Cano detailed this arc in a 40-minute documentary that aired on Venezuelan TV. Now that he is doing well at Atlanta United, said Cano, Martinez is an example for children in his home country. “All of us in Venezuela see the news, a Venezuelan reaching success abroad,” he said. “With everything that’s happening in the country, kids receive this news, and it gives them a big reason to hope for the future.”
Shifting the global imbalance
Martinez is aware of being a role model, and not just for children.
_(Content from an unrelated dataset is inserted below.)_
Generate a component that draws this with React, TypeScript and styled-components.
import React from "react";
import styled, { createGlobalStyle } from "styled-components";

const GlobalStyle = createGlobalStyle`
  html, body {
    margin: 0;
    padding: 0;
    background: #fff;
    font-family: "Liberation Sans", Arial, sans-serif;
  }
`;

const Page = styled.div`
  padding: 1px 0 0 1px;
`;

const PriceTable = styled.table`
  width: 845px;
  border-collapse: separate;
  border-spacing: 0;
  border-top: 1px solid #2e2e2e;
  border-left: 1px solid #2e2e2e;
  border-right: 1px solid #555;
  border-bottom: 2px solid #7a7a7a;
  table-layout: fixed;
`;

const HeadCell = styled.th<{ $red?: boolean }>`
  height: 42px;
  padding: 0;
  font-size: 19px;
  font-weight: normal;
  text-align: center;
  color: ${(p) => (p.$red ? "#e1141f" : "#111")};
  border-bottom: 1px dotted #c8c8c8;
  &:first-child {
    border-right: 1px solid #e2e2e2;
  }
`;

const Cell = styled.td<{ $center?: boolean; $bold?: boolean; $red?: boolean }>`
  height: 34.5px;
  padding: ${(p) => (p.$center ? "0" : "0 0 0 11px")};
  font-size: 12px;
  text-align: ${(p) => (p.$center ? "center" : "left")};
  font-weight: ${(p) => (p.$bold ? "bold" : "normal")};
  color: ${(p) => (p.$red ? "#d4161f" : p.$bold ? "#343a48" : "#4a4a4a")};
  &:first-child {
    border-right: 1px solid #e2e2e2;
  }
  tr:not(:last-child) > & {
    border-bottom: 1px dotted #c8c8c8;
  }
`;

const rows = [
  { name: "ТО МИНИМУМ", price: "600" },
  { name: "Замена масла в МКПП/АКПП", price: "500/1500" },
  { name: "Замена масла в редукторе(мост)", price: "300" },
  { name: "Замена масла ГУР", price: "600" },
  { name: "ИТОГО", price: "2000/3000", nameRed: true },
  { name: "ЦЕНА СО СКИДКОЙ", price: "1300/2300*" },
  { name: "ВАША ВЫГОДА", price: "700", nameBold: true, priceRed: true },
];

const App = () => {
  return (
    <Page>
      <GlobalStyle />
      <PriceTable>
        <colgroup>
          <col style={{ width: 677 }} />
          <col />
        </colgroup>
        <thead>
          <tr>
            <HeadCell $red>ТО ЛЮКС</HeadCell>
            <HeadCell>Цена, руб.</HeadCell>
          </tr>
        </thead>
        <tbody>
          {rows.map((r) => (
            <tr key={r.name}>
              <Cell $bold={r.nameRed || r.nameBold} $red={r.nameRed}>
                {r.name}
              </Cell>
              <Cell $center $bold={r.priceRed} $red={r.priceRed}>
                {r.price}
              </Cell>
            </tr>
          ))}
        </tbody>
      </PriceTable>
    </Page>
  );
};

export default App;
He sees his triumphs as “raising the name of my country higher.” He also admits that some of his countrymen take to social media to minimize those same achievements, saying, “Yes, but you’re in MLS.” In Venezuela, soccer fans and players “always think of Europe,” Martinez said.
But that too is changing, according to Turinese. “Many players and agents are seeing MLS as very attractive -- for the pay, infrastructure, attendance, and marketing … I have no doubt that young Venezuelan players are going to continue to come to the U.S.”
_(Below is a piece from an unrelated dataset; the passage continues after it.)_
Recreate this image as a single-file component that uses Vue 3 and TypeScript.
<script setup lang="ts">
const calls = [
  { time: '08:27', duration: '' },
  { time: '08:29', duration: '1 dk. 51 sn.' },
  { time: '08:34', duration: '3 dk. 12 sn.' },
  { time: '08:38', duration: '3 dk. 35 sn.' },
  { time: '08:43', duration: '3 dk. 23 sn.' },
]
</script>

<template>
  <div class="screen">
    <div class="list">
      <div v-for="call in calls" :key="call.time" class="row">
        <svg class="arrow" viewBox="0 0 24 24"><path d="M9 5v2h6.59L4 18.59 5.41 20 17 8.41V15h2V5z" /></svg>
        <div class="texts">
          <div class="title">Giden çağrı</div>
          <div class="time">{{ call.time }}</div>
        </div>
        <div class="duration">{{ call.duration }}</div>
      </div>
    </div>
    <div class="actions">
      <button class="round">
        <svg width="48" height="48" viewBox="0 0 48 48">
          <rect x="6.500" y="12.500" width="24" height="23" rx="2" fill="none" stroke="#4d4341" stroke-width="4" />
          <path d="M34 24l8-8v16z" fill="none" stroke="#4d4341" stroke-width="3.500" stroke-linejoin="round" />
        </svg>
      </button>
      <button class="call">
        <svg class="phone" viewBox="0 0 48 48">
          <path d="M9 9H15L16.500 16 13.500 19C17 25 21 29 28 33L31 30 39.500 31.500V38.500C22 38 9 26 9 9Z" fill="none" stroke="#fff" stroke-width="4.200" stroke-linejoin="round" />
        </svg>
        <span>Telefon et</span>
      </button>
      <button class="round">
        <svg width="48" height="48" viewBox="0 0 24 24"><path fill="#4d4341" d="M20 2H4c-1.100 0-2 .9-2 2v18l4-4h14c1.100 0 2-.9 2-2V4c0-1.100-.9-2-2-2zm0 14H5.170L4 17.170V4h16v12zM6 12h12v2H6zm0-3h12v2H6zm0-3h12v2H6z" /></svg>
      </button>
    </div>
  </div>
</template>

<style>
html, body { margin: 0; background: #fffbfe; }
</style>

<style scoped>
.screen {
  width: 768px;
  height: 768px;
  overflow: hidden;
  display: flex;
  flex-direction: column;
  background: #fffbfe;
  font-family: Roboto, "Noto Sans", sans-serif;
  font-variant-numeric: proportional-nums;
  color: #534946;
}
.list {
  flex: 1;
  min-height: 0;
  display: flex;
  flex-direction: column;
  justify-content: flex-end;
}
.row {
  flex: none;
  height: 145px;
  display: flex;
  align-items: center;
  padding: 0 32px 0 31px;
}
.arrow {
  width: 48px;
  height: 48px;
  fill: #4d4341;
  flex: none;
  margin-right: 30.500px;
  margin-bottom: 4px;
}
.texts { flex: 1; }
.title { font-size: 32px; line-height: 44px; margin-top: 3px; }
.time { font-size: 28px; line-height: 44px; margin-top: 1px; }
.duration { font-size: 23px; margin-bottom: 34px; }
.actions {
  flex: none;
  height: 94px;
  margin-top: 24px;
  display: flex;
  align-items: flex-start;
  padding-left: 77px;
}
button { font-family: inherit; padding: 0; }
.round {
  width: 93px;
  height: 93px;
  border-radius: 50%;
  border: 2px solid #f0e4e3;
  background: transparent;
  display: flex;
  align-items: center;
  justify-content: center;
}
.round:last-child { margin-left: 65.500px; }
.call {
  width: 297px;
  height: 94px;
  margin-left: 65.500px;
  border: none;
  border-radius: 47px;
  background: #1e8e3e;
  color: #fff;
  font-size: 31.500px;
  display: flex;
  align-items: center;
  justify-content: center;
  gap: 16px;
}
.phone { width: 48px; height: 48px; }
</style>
Being abroad doesn’t stop him communicating with his homeland. Like the video he posted in May on Instagram and Twitter, posing in his national team’s jersey and urging his compatriots to have “unity and strength … in this painful time.” A month later, Martinez posted a photo of Venezuelan president Nicolas Maduro, topped by the word, “Assassin.”
But he can only do so much for the many Venezuelan soccer players and other friends who beseech him constantly -- often for aid in getting out of the country. “People ask me every day for help,” he said. “If I had my own team, I would, but I don’t. I don’t have so much money that I can help everyone who approaches me … I wish I could help them all, but I’m just a soccer player.”
Martinez also feels the danger his own family faces, including the threat of kidnapping that many Venezuelan baseball players have spoken about in recent months. Some of Major League Baseball’s nearly 100 Venezuelans have also taken to social media to support their compatriots while expressing the same sort of anguish Martinez feels.
Even under this weight, Martinez is clear-headed about his job at Atlanta United, which he will resume as soon his right foot recovers from a bruise he sustained in June.
And he has a clear vision for the future: more success at Atlanta; reaching the World Cup, although not this time around, as Venezuela is dead last in CONMEBOL World Cup qualifying; and, someday, running the soccer academy that Cano launched in Venezuela nine years ago, where about one in five children doesn’t have to pay to attend because they’re “from neighborhoods like the one I grew up in.”
In the immediate future, Martinez questions whether Venezuela’s August 31 World Cup qualifying match at home against Colombia should go on as scheduled. “We can’t play … it’s a celebration when the national team plays, and my country is not in the mood to celebrate right now. Venezuela is suffering a lot. People are dying.”
“The happiest day for me,” he added, “will be when my country is at peace, when those in power have left and when they’ve paid for what they’ve done.”
As for his own part in his country’s story, he is humble but hopeful.
“I hope people say that there’s a Venezuelan who is doing good things, and that someone knows about Venezuela because of me.”